### What you have to do
List every line in this data where the string "drawn" occurs.

(Data items)
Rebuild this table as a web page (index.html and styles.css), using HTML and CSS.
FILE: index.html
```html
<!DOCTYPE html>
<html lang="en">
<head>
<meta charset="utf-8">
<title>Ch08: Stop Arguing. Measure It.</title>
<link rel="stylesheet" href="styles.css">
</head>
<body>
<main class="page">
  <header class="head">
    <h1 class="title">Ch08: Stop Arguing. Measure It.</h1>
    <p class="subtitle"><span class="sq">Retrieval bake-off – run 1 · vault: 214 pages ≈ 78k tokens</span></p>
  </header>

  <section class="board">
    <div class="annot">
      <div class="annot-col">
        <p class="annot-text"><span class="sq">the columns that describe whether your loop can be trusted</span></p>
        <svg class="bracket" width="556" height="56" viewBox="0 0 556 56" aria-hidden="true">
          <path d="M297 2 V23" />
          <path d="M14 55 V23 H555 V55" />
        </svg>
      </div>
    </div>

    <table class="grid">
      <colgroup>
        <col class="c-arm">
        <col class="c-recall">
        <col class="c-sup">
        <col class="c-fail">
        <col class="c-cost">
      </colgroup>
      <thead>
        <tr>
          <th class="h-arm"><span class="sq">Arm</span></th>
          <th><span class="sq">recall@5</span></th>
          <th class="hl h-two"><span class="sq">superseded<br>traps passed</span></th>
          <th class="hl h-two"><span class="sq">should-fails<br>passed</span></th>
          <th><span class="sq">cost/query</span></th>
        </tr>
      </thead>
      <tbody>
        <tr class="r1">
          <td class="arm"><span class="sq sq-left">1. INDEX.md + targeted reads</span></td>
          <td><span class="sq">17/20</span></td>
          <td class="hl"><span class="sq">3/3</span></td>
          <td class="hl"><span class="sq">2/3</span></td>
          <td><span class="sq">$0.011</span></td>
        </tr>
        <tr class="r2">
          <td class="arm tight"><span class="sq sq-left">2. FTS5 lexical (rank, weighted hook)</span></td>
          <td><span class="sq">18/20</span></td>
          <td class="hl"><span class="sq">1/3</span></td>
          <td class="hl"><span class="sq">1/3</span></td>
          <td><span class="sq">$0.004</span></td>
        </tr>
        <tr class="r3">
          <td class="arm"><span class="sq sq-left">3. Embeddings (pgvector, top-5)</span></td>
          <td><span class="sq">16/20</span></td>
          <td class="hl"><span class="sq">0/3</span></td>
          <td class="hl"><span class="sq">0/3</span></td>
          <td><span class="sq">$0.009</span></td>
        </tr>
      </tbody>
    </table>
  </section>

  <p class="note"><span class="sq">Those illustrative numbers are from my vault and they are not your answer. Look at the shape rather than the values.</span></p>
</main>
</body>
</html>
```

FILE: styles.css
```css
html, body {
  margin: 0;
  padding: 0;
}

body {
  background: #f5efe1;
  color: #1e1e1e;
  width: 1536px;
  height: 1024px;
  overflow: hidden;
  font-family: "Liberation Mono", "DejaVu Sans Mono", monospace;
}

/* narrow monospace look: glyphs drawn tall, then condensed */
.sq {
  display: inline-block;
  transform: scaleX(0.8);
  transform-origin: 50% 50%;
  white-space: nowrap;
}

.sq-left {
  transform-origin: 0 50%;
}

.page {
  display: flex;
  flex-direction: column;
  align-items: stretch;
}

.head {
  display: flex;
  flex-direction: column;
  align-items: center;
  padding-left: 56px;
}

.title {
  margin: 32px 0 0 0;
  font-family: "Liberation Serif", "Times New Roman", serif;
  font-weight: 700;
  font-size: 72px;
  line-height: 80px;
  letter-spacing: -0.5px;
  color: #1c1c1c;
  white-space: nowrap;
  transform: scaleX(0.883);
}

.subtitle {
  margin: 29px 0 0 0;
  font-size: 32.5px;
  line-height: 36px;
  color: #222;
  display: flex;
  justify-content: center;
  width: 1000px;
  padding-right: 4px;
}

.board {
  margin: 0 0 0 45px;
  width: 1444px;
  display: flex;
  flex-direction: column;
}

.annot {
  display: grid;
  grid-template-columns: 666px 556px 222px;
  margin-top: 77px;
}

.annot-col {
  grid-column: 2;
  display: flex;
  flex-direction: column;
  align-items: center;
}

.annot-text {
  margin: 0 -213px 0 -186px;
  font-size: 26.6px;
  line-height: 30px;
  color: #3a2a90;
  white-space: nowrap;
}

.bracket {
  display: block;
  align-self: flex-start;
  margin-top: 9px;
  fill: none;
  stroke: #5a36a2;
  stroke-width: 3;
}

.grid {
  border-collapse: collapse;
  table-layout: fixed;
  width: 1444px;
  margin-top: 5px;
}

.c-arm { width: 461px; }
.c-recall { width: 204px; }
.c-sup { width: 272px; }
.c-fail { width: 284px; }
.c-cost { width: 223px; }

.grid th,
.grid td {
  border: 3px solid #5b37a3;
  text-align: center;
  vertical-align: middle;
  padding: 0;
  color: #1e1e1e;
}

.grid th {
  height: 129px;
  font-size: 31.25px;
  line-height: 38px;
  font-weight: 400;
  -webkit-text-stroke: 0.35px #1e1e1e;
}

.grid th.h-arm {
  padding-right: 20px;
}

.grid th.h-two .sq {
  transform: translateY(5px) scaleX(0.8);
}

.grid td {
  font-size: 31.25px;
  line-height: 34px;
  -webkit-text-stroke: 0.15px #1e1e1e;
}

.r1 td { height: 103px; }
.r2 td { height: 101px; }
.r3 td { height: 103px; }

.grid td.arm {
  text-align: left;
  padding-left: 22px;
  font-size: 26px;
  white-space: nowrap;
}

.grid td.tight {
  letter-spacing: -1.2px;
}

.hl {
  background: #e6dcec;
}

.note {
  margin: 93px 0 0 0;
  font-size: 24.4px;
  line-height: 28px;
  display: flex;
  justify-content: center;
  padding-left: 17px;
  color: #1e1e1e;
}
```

--

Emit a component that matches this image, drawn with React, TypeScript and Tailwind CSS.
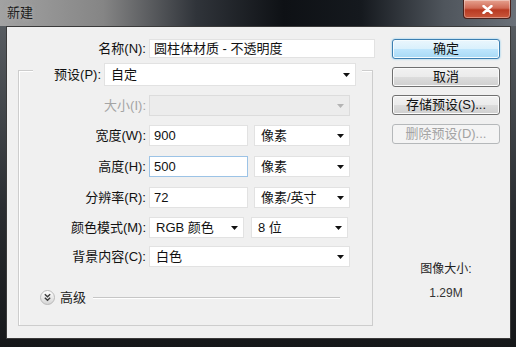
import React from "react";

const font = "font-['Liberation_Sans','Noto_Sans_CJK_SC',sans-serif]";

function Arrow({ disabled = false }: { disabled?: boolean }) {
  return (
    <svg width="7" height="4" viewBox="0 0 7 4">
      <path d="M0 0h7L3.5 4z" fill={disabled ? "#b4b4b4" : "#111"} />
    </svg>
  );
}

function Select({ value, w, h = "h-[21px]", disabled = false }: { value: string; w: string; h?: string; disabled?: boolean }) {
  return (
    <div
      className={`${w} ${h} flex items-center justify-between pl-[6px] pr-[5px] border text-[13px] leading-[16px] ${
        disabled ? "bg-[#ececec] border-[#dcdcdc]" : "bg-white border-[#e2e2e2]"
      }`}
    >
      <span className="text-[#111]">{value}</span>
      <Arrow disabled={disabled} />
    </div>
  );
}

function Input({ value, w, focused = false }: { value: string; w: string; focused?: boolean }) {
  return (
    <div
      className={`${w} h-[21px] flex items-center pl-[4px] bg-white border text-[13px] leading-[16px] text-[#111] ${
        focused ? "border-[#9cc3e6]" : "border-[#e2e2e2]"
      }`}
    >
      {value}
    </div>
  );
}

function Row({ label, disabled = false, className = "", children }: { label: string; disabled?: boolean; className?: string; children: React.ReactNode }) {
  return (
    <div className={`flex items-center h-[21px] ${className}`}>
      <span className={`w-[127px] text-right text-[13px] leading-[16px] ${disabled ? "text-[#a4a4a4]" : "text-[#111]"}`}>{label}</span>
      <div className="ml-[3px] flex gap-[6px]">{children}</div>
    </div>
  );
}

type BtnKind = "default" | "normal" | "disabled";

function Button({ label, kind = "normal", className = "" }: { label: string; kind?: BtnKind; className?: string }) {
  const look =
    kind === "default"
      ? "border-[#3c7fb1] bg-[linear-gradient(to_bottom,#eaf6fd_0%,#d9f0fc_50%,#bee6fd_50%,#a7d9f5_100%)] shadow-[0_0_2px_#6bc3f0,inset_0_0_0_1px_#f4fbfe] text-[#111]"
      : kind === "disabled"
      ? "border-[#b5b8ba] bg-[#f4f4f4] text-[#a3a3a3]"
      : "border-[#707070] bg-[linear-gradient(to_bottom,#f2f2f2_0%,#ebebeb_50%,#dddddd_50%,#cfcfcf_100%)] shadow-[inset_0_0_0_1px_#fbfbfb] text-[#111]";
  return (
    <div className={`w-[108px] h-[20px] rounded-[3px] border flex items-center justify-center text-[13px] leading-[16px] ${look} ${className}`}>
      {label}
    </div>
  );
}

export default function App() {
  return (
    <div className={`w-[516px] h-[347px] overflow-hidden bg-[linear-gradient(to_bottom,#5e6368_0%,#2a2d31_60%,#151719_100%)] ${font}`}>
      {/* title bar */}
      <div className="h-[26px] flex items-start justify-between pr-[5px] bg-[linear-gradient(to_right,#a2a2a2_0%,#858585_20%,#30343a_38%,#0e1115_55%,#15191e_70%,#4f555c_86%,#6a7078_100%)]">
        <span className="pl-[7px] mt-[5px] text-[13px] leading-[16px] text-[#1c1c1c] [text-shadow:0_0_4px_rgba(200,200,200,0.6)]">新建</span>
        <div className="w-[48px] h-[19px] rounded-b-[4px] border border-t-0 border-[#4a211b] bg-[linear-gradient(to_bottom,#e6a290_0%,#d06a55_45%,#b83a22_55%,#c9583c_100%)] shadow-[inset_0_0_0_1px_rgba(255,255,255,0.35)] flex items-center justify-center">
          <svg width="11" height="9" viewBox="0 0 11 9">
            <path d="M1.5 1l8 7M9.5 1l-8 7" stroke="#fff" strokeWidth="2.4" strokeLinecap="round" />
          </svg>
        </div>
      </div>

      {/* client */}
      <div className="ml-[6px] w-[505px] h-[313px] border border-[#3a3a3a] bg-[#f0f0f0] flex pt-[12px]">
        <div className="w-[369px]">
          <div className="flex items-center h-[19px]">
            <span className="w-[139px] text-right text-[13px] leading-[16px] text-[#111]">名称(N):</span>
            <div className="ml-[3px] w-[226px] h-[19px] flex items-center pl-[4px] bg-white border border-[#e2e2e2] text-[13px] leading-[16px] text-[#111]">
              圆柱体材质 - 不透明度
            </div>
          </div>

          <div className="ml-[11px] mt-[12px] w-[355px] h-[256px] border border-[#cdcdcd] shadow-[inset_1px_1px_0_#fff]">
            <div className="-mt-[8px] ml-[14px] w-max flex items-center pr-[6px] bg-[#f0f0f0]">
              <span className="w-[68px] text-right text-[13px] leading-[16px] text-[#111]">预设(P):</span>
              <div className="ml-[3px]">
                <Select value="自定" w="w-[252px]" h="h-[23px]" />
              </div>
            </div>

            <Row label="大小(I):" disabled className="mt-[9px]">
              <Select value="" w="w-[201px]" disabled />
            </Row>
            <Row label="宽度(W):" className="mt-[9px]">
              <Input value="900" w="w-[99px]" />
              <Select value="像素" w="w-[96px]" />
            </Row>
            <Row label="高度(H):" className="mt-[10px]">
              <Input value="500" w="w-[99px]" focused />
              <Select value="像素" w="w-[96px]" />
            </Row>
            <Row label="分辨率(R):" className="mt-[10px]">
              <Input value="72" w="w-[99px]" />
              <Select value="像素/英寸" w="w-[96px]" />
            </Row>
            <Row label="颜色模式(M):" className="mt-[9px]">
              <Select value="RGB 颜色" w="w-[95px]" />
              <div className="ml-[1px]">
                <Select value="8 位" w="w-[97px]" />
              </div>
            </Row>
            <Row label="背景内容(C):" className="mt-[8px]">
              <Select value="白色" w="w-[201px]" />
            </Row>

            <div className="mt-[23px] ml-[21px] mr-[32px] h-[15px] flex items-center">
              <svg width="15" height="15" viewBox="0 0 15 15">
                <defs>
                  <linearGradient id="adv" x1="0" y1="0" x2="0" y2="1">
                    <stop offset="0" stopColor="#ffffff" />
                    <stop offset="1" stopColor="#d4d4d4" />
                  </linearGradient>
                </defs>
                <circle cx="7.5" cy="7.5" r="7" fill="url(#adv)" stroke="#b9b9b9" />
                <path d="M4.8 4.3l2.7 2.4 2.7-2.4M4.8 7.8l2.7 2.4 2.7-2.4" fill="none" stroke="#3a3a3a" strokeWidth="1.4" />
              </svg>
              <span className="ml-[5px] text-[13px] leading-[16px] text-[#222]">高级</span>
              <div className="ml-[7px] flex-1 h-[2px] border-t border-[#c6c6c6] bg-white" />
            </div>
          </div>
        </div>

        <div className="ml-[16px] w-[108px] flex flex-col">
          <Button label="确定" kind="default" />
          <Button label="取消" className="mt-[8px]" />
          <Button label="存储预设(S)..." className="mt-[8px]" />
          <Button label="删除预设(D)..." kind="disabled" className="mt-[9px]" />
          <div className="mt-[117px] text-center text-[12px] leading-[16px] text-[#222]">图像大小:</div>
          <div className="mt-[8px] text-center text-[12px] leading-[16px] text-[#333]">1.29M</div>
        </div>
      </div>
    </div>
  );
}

...

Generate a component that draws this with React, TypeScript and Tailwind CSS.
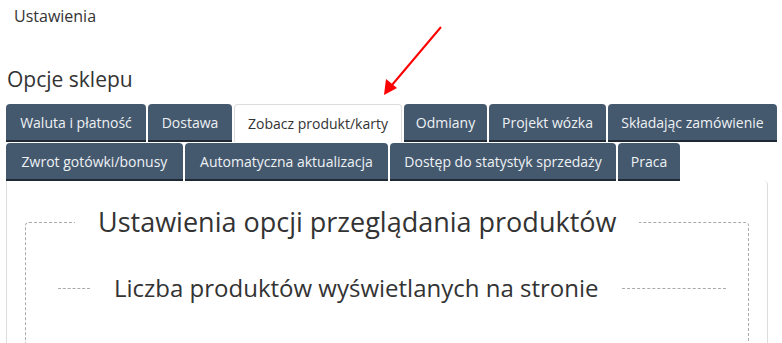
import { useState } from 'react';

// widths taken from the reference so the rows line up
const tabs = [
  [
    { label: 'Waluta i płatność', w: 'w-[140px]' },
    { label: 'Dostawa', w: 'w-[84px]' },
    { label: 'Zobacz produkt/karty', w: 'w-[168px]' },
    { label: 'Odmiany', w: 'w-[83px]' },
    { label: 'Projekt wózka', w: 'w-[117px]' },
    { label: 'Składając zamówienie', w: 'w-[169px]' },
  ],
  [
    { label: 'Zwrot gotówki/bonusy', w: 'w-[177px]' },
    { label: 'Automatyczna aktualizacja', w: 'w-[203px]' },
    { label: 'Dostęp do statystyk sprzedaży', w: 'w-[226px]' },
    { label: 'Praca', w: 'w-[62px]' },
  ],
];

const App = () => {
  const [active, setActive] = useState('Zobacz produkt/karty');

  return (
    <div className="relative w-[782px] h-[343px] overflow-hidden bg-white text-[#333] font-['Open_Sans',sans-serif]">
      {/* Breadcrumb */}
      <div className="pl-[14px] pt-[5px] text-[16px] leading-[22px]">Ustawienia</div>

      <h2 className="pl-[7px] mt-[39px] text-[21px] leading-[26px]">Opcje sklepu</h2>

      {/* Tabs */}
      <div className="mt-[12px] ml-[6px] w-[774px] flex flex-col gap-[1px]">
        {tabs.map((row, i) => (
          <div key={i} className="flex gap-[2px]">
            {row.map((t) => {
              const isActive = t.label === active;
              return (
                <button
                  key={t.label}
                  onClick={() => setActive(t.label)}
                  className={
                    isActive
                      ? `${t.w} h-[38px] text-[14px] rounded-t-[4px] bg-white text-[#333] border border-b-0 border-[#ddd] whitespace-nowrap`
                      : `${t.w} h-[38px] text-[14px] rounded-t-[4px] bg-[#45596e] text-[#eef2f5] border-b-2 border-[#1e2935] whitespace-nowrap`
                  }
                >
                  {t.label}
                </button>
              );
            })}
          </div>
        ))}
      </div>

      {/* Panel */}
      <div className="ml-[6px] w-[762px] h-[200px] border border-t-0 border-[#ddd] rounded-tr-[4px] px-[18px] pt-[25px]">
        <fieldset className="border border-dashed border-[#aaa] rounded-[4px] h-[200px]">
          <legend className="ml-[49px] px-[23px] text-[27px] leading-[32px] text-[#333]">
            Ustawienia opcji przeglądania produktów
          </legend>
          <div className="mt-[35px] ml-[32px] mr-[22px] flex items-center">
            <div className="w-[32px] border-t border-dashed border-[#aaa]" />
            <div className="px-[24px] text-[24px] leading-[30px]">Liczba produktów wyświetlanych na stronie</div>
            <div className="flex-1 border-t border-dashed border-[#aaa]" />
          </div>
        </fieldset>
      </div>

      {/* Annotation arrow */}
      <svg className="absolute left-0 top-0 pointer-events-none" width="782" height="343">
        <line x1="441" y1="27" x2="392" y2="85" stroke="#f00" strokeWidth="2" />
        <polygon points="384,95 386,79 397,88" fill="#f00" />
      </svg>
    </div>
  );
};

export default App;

### Answer for this exercise
/* narrow monospace look: glyphs drawn tall, then condensed */
Emit a component that matches this image, drawn with React, TypeScript and Tailwind CSS.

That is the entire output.